The Best Studio Ghibli Movie

    Chances are, if you’re reading this you are familiar with Studio Ghibli. If not, what are you doing? Studio Ghibli is essentially anime 101. You’re probably here to see what I think the best movie is and either get off on agreeing or disagreeing. Although, maybe you’re just here for a recommendation on where to start. In which case, fair enough. 

    I suppose if you are new to Studio Ghibli, you deserve a bit of a crash course. Studio Ghibli is a Japan based animation studio specializing in movies. It was founded in 1985 by directors Hayao Miyazaki and Isao Takahata, as well as Producer Toshio Suzuki. For the most part Miyazaki directs most of the movies with Takahata also often directing. This accounts for some stylistic differences in theme and artistic appearance. 

    With that out of the way let’s talk movies. Particularly the difficulty stems from deciding what the best Studio Ghibli movie is. In every conversation I’ve had about what the best Studio Ghibli movie is, everyone seems to have their own opinion. Except Grave of the Fireflies. I have yet to hear someone claim that as their favorite. It’s not a bad movie, but…once you’ve taken a can of bear mace to the eyes you don’t do it again. Its a lovely movie, ten out of ten, I’ll just never subject myself to that torture again.

    However, I’m not here to talk about how Studio Ghibli has hurt me. I’m here to speak on how they have inspired me. Studio Ghibli stands in my mind as a force of inspiration. For the most part that inspiration comes from positivity and movies that can always make you smile, no matter the circumstances. Other times that inspiration comes from what feels like your soul being ground into little pepper flakes so that Satan can have a little seasoning for his foie gras or something. No matter the context, beauty always seems to be synonymous with Studio Ghibli. Please forgive the long preamble, I promise this is relevant. See, my personal favorite Studio Ghibli movie is Howl’s Moving Castle. Is it their best? Ehh, that depends on who you ask. I think so. It’s hard to rate a work of art objectively because art is, by its nature, subjective. As I said up front, everyone I’ve spoken to has a different opinion on what the best Studio Ghibli movie is. And they are all right in their own way. 

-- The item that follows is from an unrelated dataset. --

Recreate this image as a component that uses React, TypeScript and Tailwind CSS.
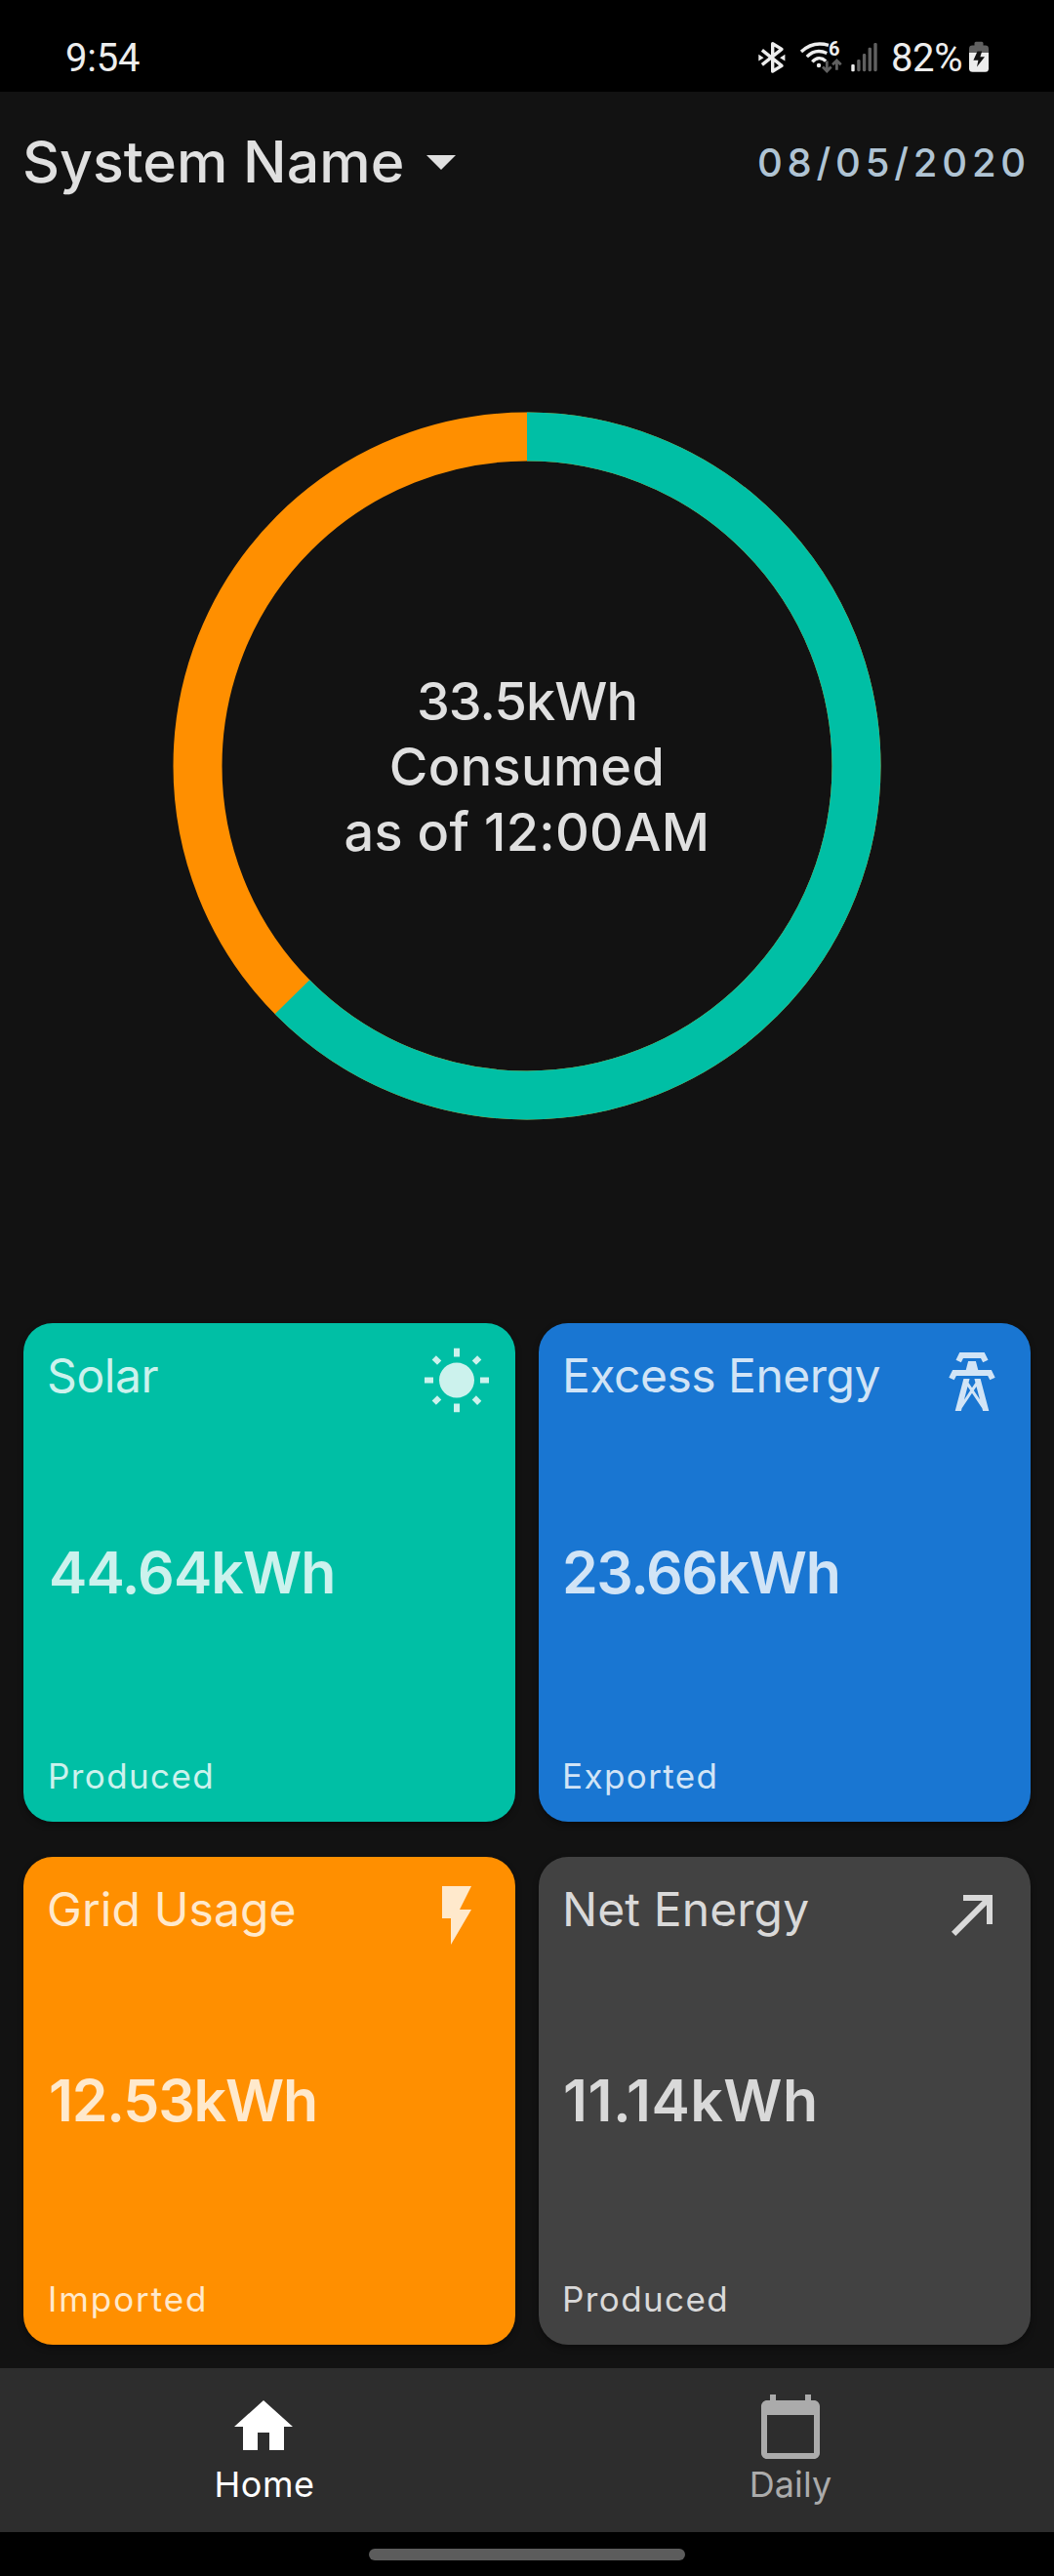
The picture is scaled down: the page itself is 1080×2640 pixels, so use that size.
import type { ReactNode } from "react";

const TEAL = "#00BFA5";
const ORANGE = "#FF8F00";

function BluetoothIcon() {
  return (
    <svg width="30" height="34" viewBox="776 42 30 34" fill="none">
      <path
        d="M780.9 51.4L801 67.4L791.7 73V44.8L801 50.4L780.9 66.4"
        stroke="#EDEDED"
        strokeWidth="3.4"
        strokeLinejoin="round"
      />
      <path d="M777.3 55.8L782.6 59.2L777.3 62.6ZM804.4 55.8L799.1 59.2L804.4 62.6Z" fill="#EDEDED" />
    </svg>
  );
}

function WifiIcon() {
  return (
    <span className="relative ml-[13px] block h-[34px] w-[44px]">
      <svg width="44" height="34" viewBox="819 42 44 34" fill="none">
        <g stroke="#EDEDED" strokeWidth="3.3">
          <path d="M821 53C829 45.5 839 43.4 849 46.4" />
          <path d="M826.8 58.2C832.5 52.2 839.5 51 847.3 54.4" />
          <path d="M832.3 63.4C836.5 58.6 841.8 58.4 846.2 62.6" />
        </g>
        <circle cx="839" cy="67" r="2.2" fill="#EDEDED" />
        <g stroke="#606060" strokeWidth="2.8">
          <path d="M847.3 62.6V73M843 68.6L847.3 72.9L851.6 68.6" />
          <path d="M857.4 71.8V62M853.1 66.2L857.4 61.9L861.7 66.2" />
        </g>
      </svg>
      <span className="absolute top-[-1px] left-[30px] font-['Roboto',sans-serif] text-[20px] leading-[19px] font-bold text-[#EDEDED]">
        6
      </span>
    </span>
  );
}

function SignalIcon() {
  return (
    <svg className="ml-[9px]" width="27" height="34" viewBox="872 42 27 34">
      <rect x="872.3" y="66" width="3.4" height="7.2" rx="1" fill="#EDEDED" />
      <g fill="#606060">
        <rect x="878.2" y="61" width="3.4" height="12.2" rx="1.4" />
        <rect x="883.9" y="55" width="3.4" height="18.2" rx="1.4" />
        <rect x="889.6" y="48.7" width="3.4" height="24.5" rx="1.4" />
        <rect x="895.3" y="44" width="3.4" height="29.2" rx="1.4" />
      </g>
    </svg>
  );
}

function BatteryIcon() {
  return (
    <svg className="ml-[5px]" width="20" height="34" viewBox="993 42 20 34">
      <path
        d="M998.5 46.6V44.2Q998.5 42.7 1000 42.7H1006Q1007.5 42.7 1007.5 44.2V46.6H1009.5Q1013 46.6 1013 50V54H993V50Q993 46.6 996.5 46.6Z"
        fill="#606060"
      />
      <path d="M993 54H1013V70.2Q1013 73.7 1009.5 73.7H996.5Q993 73.7 993 70.2Z" fill="#EDEDED" />
      <path d="M1001.6 52.4H1006.2L1004.4 58.2H1009L1001 68.4L1002.4 61.8H997.4Z" fill="#111" />
    </svg>
  );
}

function StatusBar() {
  return (
    <div className="flex h-[94px] items-center justify-between bg-black pt-6 pr-[67px] pl-[67px] font-['Roboto',sans-serif] text-[40px] leading-[46px] text-[#EDEDED]">
      <span className="pt-[2px] tracking-[-0.2px]">9:54</span>
      <div className="flex items-center">
        <BluetoothIcon />
        <WifiIcon />
        <SignalIcon />
        <span className="ml-[14px] w-[75px] pt-[2px] tracking-[-0.4px]">82%</span>
        <BatteryIcon />
      </div>
    </div>
  );
}

function Header() {
  return (
    <header className="flex h-[142px] items-center justify-between pr-[24px] pl-[23px] font-medium">
      <div className="flex items-center text-[#E0E0E0]">
        <h1 className="w-[393px] pt-px text-[59px] leading-[72px] whitespace-nowrap">System Name</h1>
        <svg width="72" height="72" viewBox="0 0 24 24" fill="currentColor">
          <path d="M7 10l5 5 5-5z" />
        </svg>
      </div>
      <time className="pt-[3px] text-[40px] leading-[48px] tracking-[4.8px] text-[#B0C4D4]">08/05/2020</time>
    </header>
  );
}

function Donut() {
  const r = 337.5;
  const c = 2 * Math.PI * r;
  const solar = 0.626;
  return (
    <section className="grid h-[1098px] place-items-center">
      <svg className="col-start-1 row-start-1" width="726" height="726" viewBox="-363 -363 726 726" fill="none">
        <circle r={r} stroke={ORANGE} strokeWidth="50" />
        <circle
          r={r}
          stroke={TEAL}
          strokeWidth="50"
          strokeDasharray={`${c * solar} ${c}`}
          transform="rotate(-90)"
        />
      </svg>
      <div className="col-start-1 row-start-1 text-center text-[54px] leading-[67px] font-medium text-[#E0E0E0]">
        <p className="tracking-[-0.9px]">33.5kWh</p>
        <p className="tracking-[0.4px]">Consumed</p>
        <p className="tracking-[0.3px]">as of 12:00AM</p>
      </div>
    </section>
  );
}

type CardProps = {
  title: string;
  value: string;
  note: string;
  className: string;
  titleClass: string;
  valueClass: string;
  noteClass: string;
  icon: ReactNode;
};

function Card({ title, value, note, className, titleClass, valueClass, noteClass, icon }: CardProps) {
  return (
    <article
      className={`grid grid-rows-[minmax(0,1fr)_auto_minmax(0,1fr)] rounded-[30px] p-6 shadow-[0_3px_6px_rgba(0,0,0,0.35)] ${className}`}
    >
      <div className="flex items-start justify-between">
        <h2 className={`text-[48px] leading-[60px] whitespace-nowrap ${titleClass}`}>{title}</h2>
        <svg width="72" height="72" viewBox="0 0 24 24" fill="currentColor" className="shrink-0">
          {icon}
        </svg>
      </div>
      <p className={`text-[59px] leading-[72px] font-semibold ${valueClass}`}>{value}</p>
      <p className={`self-end text-[35px] leading-[46px] ${noteClass}`}>{note}</p>
    </article>
  );
}

function Cards() {
  return (
    <section className="mt-[22px] grid grid-cols-2 grid-rows-[511px_500px] gap-x-6 gap-y-9 px-6">
      <Card
        title="Solar"
        value="44.64kWh"
        note="Produced"
        className="bg-[#00BFA5] text-[#CCF2ED]"
        titleClass="tracking-[-0.4px]"
        valueClass="pl-[2px] tracking-[-0.9px]"
        noteClass="pl-px tracking-[1.4px]"
        icon={
          <path d="M6.76 4.84l-1.8-1.79-1.41 1.41 1.79 1.79 1.42-1.41zM4 10.5H1v2h3v-2zm9-9.95h-2V3.5h2V.55zm7.45 3.91l-1.41-1.41-1.79 1.79 1.41 1.41 1.79-1.79zm-3.21 13.7l1.79 1.8 1.41-1.41-1.8-1.79-1.4 1.4zM20 10.5v2h3v-2h-3zm-8-5c-3.31 0-6 2.69-6 6s2.69 6 6 6 6-2.69 6-6-2.69-6-6-6zm-1 16.95h2V19.5h-2v2.95zm-7.45-3.91l1.41 1.41 1.79-1.8-1.41-1.41-1.79 1.8z" />
        }
      />
      <Card
        title="Excess Energy"
        value="23.66kWh"
        note="Exported"
        className="bg-[#1976D2] text-[#D1E4F6]"
        titleClass="tracking-[-0.5px]"
        valueClass="tracking-[-1.4px]"
        noteClass="tracking-[1.4px]"
        icon={
          <path d="M8.28,5.45L6.5,4.55L7.76,2H16.23L17.5,4.55L15.72,5.44L15,4H9L8.28,5.45M18.62,8H14.09L13.3,5H10.7L9.91,8H5.38L4.1,10.55L5.89,11.44L6.62,10H17.38L18.1,11.45L19.89,10.56L18.62,8M17.77,22H15.7L15.46,21.1L12,15.9L8.53,21.1L8.3,22H6.23L9.12,11H11.19L10.83,12.35L12,14.1L13.16,12.35L12.81,11H14.88L17.77,22M11.4,15L10.5,13.65L9.32,18.13L11.4,15M14.68,18.12L13.5,13.64L12.6,15L14.68,18.12Z" />
        }
      />
      <Card
        title="Grid Usage"
        value="12.53kWh"
        note="Imported"
        className="bg-[#FF8F00] text-[#FFE9CC]"
        titleClass="tracking-[0.1px]"
        valueClass="pl-[2px] tracking-[-1.2px]"
        noteClass="pl-px tracking-[1.9px]"
        icon={<path d="M7 2v11h3v9l7-12h-4l4-8z" />}
      />
      <Card
        title="Net Energy"
        value="11.14kWh"
        note="Produced"
        className="bg-[#424242] text-[#D9D9D9]"
        titleClass="tracking-[0.1px]"
        valueClass="pl-px tracking-[0.5px]"
        noteClass="tracking-[1.4px]"
        icon={<path d="M5,17.59L15.59,7H9V5H19V15H17V8.41L6.41,19L5,17.59Z" />}
      />
    </section>
  );
}

function NavBar() {
  return (
    <nav className="mt-6 grid h-[168px] grid-cols-2 bg-[#2D2D2D] pt-6 text-[36px] leading-[46px]">
      <a className="flex flex-col items-center text-white">
        <svg width="72" height="72" viewBox="0 0 24 24" fill="currentColor">
          <path d="M10 20v-6h4v6h5v-8h3L12 3 2 12h3v8z" />
        </svg>
        <span className="pl-[2px] tracking-[0.5px]">Home</span>
      </a>
      <a className="flex flex-col items-center text-[#ABABAB]">
        <svg width="72" height="72" viewBox="0 0 24 24" fill="currentColor">
          <path d="M20 3h-1V1h-2v2H7V1H5v2H4c-1.1 0-2 .9-2 2v16c0 1.1.9 2 2 2h16c1.1 0 2-.9 2-2V5c0-1.1-.9-2-2-2zm0 18H4V8h16v13z" />
        </svg>
        <span className="tracking-[0.1px]">Daily</span>
      </a>
    </nav>
  );
}

export default function App() {
  return (
    <div className="flex h-[2640px] w-[1080px] flex-col overflow-hidden bg-[#121212] font-['Inter',sans-serif]">
      <StatusBar />
      <Header />
      <Donut />
      <Cards />
      <NavBar />
      <div className="flex h-[45px] justify-center bg-black pt-[17px]">
        <div className="h-3 w-[324px] rounded-full bg-[#5C5C5C]" />
      </div>
    </div>
  );
}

    I know why Howl’s Moving Castle is the best in my opinion. Truth be told, it has to do a lot with the nostalgia factor: that’s not a bad thing. Studio Ghibli is a master of nostalgia. I’ll watch a new Studio Ghibli movie I’ve never seen and somehow it feels nostalgic. The movies are comforting, pleasant. Howl’s Moving Castle was my first Studio Ghibli movie, so it’s special to me. That alone isn’t exactly a great reason to say something is the best and yet, for Studio Ghibli, I feel it’s appropriate. Howl’s Moving Castle oozes the charm that Studio Ghibli is known for. It’s so pleasant. The movie feels like floating on a cloud. The soundtrack threatens to carry you away to new lands, to new experiences, and you are more than happy to let it. It’s the kind of movie that brings a smile to your face, like an old friend that is always glad to see you. I’m always glad to see it in return. Not every Studio Ghibli movie is positive of course. However, I always remember them positively. Even Grave of the Fireflies, though it pains me to admit as much. All that romantic purple prose encapsulates the spirit of Studio Ghibli. It is romantic, beautiful, and wonderfully positive. Even in its darkest moments: it’s pure emotion in a can.

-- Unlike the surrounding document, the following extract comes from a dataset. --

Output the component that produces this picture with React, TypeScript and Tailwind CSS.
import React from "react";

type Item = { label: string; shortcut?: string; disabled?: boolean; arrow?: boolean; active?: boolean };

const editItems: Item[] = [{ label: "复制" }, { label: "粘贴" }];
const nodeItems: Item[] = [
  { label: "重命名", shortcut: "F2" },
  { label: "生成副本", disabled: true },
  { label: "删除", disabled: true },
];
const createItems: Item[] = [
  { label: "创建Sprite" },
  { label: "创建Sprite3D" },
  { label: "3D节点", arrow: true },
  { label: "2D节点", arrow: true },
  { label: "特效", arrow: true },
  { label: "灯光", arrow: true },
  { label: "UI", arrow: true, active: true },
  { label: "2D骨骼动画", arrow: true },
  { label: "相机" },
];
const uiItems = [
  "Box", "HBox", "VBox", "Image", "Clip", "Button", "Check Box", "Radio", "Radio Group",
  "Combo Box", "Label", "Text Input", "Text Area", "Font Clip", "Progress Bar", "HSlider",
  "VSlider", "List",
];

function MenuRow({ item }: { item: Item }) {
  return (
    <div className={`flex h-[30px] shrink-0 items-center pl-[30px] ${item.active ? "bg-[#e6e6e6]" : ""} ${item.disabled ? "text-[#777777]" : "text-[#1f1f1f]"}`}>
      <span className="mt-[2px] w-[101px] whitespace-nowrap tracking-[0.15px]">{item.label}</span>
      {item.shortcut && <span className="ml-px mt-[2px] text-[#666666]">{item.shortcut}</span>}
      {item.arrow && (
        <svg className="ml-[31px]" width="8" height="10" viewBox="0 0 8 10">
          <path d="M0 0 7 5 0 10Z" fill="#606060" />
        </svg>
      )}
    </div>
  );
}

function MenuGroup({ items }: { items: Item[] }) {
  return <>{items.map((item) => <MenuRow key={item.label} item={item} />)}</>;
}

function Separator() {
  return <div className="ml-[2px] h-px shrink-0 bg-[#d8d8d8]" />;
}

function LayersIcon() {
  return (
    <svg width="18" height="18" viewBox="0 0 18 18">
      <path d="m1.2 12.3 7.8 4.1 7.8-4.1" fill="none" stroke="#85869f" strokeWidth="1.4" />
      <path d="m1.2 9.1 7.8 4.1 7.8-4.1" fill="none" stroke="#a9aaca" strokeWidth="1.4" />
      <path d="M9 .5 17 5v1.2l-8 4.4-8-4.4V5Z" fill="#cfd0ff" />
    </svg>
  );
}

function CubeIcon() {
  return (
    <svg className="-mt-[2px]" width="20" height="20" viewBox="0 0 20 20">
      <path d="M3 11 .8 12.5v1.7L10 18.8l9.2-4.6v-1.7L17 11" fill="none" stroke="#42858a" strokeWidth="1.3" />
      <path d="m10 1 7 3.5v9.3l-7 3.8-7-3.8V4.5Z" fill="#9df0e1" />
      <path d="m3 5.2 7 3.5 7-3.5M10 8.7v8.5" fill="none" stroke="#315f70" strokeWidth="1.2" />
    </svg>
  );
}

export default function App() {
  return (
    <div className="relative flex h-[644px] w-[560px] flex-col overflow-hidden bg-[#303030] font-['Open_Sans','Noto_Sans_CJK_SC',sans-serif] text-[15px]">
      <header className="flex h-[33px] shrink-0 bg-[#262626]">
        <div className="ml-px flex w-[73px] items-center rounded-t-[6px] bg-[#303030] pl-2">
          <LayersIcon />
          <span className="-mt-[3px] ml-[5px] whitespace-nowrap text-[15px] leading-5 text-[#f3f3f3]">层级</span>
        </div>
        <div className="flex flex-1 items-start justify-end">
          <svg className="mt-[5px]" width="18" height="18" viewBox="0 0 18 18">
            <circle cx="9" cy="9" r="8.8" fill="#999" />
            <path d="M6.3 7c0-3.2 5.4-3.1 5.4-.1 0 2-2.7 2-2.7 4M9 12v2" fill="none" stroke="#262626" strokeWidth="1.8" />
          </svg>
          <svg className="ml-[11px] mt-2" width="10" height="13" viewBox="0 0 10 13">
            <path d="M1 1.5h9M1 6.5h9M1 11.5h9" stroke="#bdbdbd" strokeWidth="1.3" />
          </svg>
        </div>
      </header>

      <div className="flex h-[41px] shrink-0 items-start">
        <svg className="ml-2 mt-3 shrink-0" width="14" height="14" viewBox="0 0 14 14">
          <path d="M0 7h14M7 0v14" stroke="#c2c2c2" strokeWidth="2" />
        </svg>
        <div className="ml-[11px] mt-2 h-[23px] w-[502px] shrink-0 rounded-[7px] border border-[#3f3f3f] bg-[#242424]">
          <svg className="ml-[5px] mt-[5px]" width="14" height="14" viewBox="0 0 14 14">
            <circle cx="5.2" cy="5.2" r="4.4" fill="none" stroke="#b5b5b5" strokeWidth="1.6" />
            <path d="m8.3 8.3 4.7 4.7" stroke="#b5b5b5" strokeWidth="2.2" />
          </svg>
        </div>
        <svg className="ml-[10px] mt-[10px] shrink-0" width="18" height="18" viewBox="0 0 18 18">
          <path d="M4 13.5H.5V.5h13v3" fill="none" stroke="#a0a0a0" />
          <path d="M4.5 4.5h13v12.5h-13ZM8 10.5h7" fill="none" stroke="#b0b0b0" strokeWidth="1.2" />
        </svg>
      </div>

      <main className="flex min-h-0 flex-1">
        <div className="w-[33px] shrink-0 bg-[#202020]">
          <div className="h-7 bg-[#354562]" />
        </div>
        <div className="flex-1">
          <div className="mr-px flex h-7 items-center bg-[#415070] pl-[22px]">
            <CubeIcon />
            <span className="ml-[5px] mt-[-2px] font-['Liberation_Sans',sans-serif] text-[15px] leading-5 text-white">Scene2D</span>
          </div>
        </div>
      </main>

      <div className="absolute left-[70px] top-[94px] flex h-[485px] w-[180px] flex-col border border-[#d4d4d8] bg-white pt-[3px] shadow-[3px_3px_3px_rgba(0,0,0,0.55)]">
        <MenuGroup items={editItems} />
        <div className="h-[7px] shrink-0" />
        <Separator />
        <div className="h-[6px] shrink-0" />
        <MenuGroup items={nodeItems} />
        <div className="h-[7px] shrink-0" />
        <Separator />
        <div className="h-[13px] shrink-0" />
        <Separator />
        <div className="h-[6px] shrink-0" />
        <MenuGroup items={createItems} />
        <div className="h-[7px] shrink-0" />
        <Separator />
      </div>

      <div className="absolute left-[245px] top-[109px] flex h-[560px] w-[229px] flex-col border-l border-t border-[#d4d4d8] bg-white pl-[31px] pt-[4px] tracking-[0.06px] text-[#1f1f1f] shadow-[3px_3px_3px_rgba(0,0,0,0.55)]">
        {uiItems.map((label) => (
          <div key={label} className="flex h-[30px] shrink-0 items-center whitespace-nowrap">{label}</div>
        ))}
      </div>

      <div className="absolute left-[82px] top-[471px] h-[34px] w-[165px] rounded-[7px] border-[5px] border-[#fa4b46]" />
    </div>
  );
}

    At this point you’ve probably noticed I have avoided speaking about the plot of Howl’s Moving Castle, and I have my reasons. It’s not to do with spoilers or anything of that sort. More to do with, well, the emotion of it. If you haven’t seen it or just haven’t seen any Studio Ghibli movies, I don’t want to take that experience away from you. Sure, knowing the plot will take away the twists and turns, but you know what it will really do? It’ll take away a bit of the beauty of it. The beauty of Studio Ghibli doesn’t only come from the art, but the story as well. I’m probably just rambling at this point but if you’ve seen any Studio Ghibli movie I’m sure you know what I mean. It’s an experience I wouldn’t want to ruin. Watch it, it’s worth your time.